**STATED GOAL:**
Return the count of lines that mention "index", with no other words.

**PROVIDED DATA:**
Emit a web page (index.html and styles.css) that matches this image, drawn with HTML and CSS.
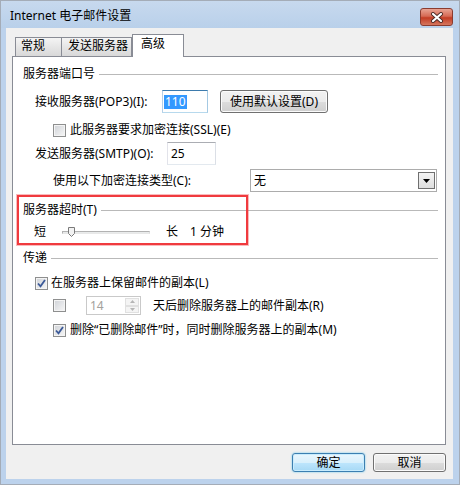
FILE: index.html
```html
<!DOCTYPE html>
<html lang="zh-CN">
<head>
    <meta charset="UTF-8">
    <title>Internet 电子邮件设置</title>
    <link rel="stylesheet" href="styles.css">
</head>
<body>
    <div class="window">
        <div class="titlebar">
            <span class="title">Internet 电子邮件设置</span>
            <span class="close">
                <svg width="14" height="11" viewBox="0 0 14 11">
                    <path d="M3 2 L11 9 M11 2 L3 9" stroke="#4a2a26" stroke-width="4" stroke-linecap="round"/>
                    <path d="M3 2 L11 9 M11 2 L3 9" stroke="#fff" stroke-width="2.2" stroke-linecap="round"/>
                </svg>
            </span>
        </div>
        <div class="client">
            <div class="tabs">
                <div class="tab tab-general">常规</div>
                <div class="tab tab-send">发送服务器</div>
                <div class="tab active">高级</div>
            </div>
            <div class="panel">
                <div class="group-head head-ports">服务器端口号</div>

                <div class="row row-pop3">
                    <span class="label label-pop3">接收服务器(POP3)(I):</span>
                    <span class="field field-pop3"><span class="selected">110</span></span>
                    <button class="btn btn-defaults">使用默认设置(D)</button>
                </div>

                <div class="row row-ssl">
                    <span class="check"></span>
                    <span class="check-label">此服务器要求加密连接(SSL)(E)</span>
                </div>

                <div class="row row-smtp">
                    <span class="label label-smtp">发送服务器(SMTP)(O):</span>
                    <span class="field field-smtp">25</span>
                </div>

                <div class="row row-enc">
                    <span class="label">使用以下加密连接类型(C):</span>
                    <span class="select">
                        <span>无</span>
                        <span class="drop">
                            <svg width="7" height="4" viewBox="0 0 7 4"><path d="M0 0 H7 L3.5 4 Z" fill="#000"/></svg>
                        </span>
                    </span>
                </div>

                <div class="group-head head-timeout">服务器超时(T)</div>

                <div class="row row-slider">
                    <span>短</span>
                    <span class="track">
                        <svg class="thumb" width="7" height="10" viewBox="0 0 7 10">
                            <path d="M0.5 0.5 H6.5 V6.5 L3.5 9.5 L0.5 6.5 Z" fill="#f2f2f2" stroke="#7a7a7a"/>
                        </svg>
                    </span>
                    <span class="long">长</span>
                    <span class="minutes">1 分钟</span>
                </div>

                <div class="group-head head-delivery">传递</div>

                <div class="row row-keep">
                    <span class="check">
                        <svg width="11" height="11" viewBox="0 0 11 11"><path d="M2 5.5 L4.5 8.3 L9 2" fill="none" stroke="#3b5998" stroke-width="1.8"/></svg>
                    </span>
                    <span class="check-label">在服务器上保留邮件的副本(L)</span>
                </div>

                <div class="row row-days">
                    <span class="check"></span>
                    <span class="spin">
                        <span class="spin-value">14</span>
                        <span class="spin-btns">
                            <span class="spin-btn"><svg width="5" height="3" viewBox="0 0 5 3"><path d="M0 3 H5 L2.5 0 Z" fill="#b5b5b5"/></svg></span>
                            <span class="spin-btn"><svg width="5" height="3" viewBox="0 0 5 3"><path d="M0 0 H5 L2.5 3 Z" fill="#b5b5b5"/></svg></span>
                        </span>
                    </span>
                    <span class="days-label">天后删除服务器上的邮件副本(R)</span>
                </div>

                <div class="row row-remove">
                    <span class="check">
                        <svg width="11" height="11" viewBox="0 0 11 11"><path d="M2 5.5 L4.5 8.3 L9 2" fill="none" stroke="#3b5998" stroke-width="1.8"/></svg>
                    </span>
                    <span class="check-label">删除“已删除邮件”时，同时删除服务器上的副本(M)</span>
                </div>

                <div class="highlight"></div>
            </div>
            <div class="actions">
                <button class="btn btn-ok">确定</button>
                <button class="btn btn-cancel">取消</button>
            </div>
        </div>
    </div>
</body>
</html>
```

FILE: styles.css
```css
body {
    margin: 0;
    font-family: "Noto Sans", "Noto Sans CJK SC", sans-serif;
    font-size: 12px;
    line-height: 16px;
    color: #000;
}

.window {
    width: 460px;
    height: 485px;
    box-sizing: border-box;
    border: 1px solid #a4acb7;
    background-color: #bcd2ec;
}

.titlebar {
    display: flex;
    justify-content: space-between;
    align-items: flex-start;
    height: 27px;
    padding: 0 6px 0 9px;
    background: linear-gradient(#c7d9ee, #b9d0ea);
}

.title {
    margin-top: 7px;
}

.close {
    display: flex;
    align-items: center;
    justify-content: center;
    width: 33px;
    height: 18px;
    margin-top: 7px;
    box-sizing: border-box;
    border: 1px solid #8b3c30;
    border-radius: 3px;
    background: linear-gradient(#e8a393, #d66a55 45%, #c33c24 55%, #d5765d);
}

.client {
    display: flex;
    flex-direction: column;
    height: 451px;
    margin: 0 6px 0 5px;
    background-color: #f0f0f0;
}

/* tabs */
.tabs {
    display: flex;
    align-items: flex-end;
    height: 22px;
    margin-top: 6px;
    padding-left: 9px;
}

.tab {
    height: 19px;
    box-sizing: border-box;
    padding-left: 5px;
    border: 1px solid #898c95;
    border-bottom: none;
    background: linear-gradient(#f4f4f4, #e6e6e6 50%, #d8d8d8);
}

.tab-general {
    width: 47px;
}

.tab-send {
    width: 70px;
    border-left: none;
    padding-left: 6px;
}

.tab.active {
    position: relative;
    z-index: 1;
    width: 52px;
    height: 23px;
    margin-bottom: -1px;
    padding: 1px 0 0 8px;
    background: #fff;
}

.panel {
    position: relative;
    height: 389px;
    margin: 0 7px 0 6px;
    box-sizing: border-box;
    border: 1px solid #898c95;
    background-color: #fff;
}

/* group headings with rule */
.group-head {
    display: flex;
    align-items: center;
    gap: 4px;
    height: 16px;
    padding: 0 7px 0 10px;
}

.group-head::after {
    content: "";
    flex: 1;
    border-top: 1px solid #b9b9b9;
}

.head-ports { margin-top: 9px; }
.head-timeout { margin-top: 10px; }
.head-delivery { margin-top: 10px; }

.row {
    display: flex;
    align-items: center;
}

.row-pop3 { height: 23px; margin-top: 8px; padding-left: 22px; }
.row-ssl { height: 18px; margin-top: 8px; padding-left: 40px; }
.row-smtp { height: 23px; margin-top: 3px; padding-left: 22px; }
.row-enc { height: 23px; margin-top: 4px; padding: 0 8px 0 40px; }
.row-slider { height: 16px; margin-top: 6px; padding-left: 21px; }
.row-keep { height: 16px; margin-top: 9px; padding-left: 22px; }
.row-days { height: 19px; margin-top: 5px; padding-left: 40px; }
.row-remove { height: 16px; margin-top: 7px; padding-left: 40px; }

.label-pop3 { width: 127px; }
.label-smtp { width: 132px; }

.field {
    display: flex;
    align-items: center;
    height: 23px;
    box-sizing: border-box;
    border: 1px solid;
    border-color: #abadb3 #dbdfe6 #e3e9ef #e2e3ea;
    background: #fff;
}

.field-pop3 {
    width: 46px;
    padding-left: 1px;
    border-color: #3d7bad #a4c9e3 #b7d9ed #b5cfe7;
}

.field-pop3 .selected {
    padding: 0 1px;
    line-height: 14px;
    background-color: #3399ff;
    color: #fff;
}

.field-smtp {
    width: 49px;
    padding-left: 3px;
}

.btn {
    box-sizing: border-box;
    padding: 0;
    border: 1px solid #707070;
    border-radius: 3px;
    background: linear-gradient(#f2f2f2, #ebebeb 50%, #dddddd 50%, #cfcfcf);
    box-shadow: inset 0 0 0 1px #fbfbfb;
    font: inherit;
    color: #000;
}

.btn-defaults {
    width: 108px;
    height: 23px;
    margin-left: 12px;
}

/* checkboxes */
.check {
    display: flex;
    align-items: center;
    justify-content: center;
    width: 13px;
    height: 13px;
    box-sizing: border-box;
    border: 1px solid #8e8f8f;
    background: linear-gradient(135deg, #cfd2d7, #f7f7f7);
    box-shadow: inset 0 0 0 1px #f4f4f4;
}

.check-label {
    margin-left: 3px;
}

.row-ssl .check-label,
.row-remove .check-label {
    margin-left: 4px;
}

.select {
    display: flex;
    align-items: center;
    justify-content: space-between;
    width: 187px;
    height: 23px;
    margin-left: auto;
    padding: 0 1px 0 3px;
    box-sizing: border-box;
    border: 1px solid #acacac;
}

.drop {
    display: flex;
    align-items: center;
    justify-content: center;
    width: 17px;
    height: 17px;
    box-sizing: border-box;
    border: 1px solid #6f6f6f;
    background: linear-gradient(#f3f3f3, #dedede);
}

/* slider */
.track {
    position: relative;
    width: 88px;
    height: 3px;
    margin-left: 16px;
    box-sizing: border-box;
    border: 1px solid;
    border-color: #b2b2b2 #dcdcdc #e8e8e8 #b2b2b2;
    background-color: #e9ebeb;
}

.thumb {
    position: absolute;
    left: 5px;
    top: -5px;
}

.long { margin-left: 16px; }
.minutes { margin-left: 12px; }

/* spinner */
.spin {
    display: flex;
    justify-content: space-between;
    width: 55px;
    height: 19px;
    margin-left: 20px;
    box-sizing: border-box;
    border: 1px solid #c9c9c9;
}

.spin-value {
    padding-left: 3px;
    line-height: 17px;
    color: #a3a19c;
}

.spin-btns {
    display: flex;
    flex-direction: column;
    width: 14px;
    margin: 1px 1px 1px 0;
}

.spin-btn {
    display: flex;
    align-items: center;
    justify-content: center;
    flex: 1;
    border: 1px solid #e0e0e0;
    background: #f4f4f4;
}

.days-label {
    margin-left: 12px;
}

.highlight {
    position: absolute;
    left: 4px;
    top: 138px;
    width: 231px;
    height: 50px;
    box-sizing: border-box;
    border: 2px solid #f03a3e;
    box-shadow: 0 0 0 1px rgba(240, 58, 62, 0.35);
}

.actions {
    display: flex;
    justify-content: flex-end;
    gap: 8px;
    margin-top: 8px;
    padding-right: 7px;
}

.btn-ok,
.btn-cancel {
    width: 73px;
    height: 19px;
}

.btn-ok {
    border-color: #3c7fb1;
    background: linear-gradient(#eaf6fd, #d9f0fc 50%, #bee6fd 50%, #a7d9f5);
    box-shadow: inset 0 0 0 1px #c9ecfd, 0 0 2px #5fc4ec;
}
```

**CORRECT RESPONSE:**
3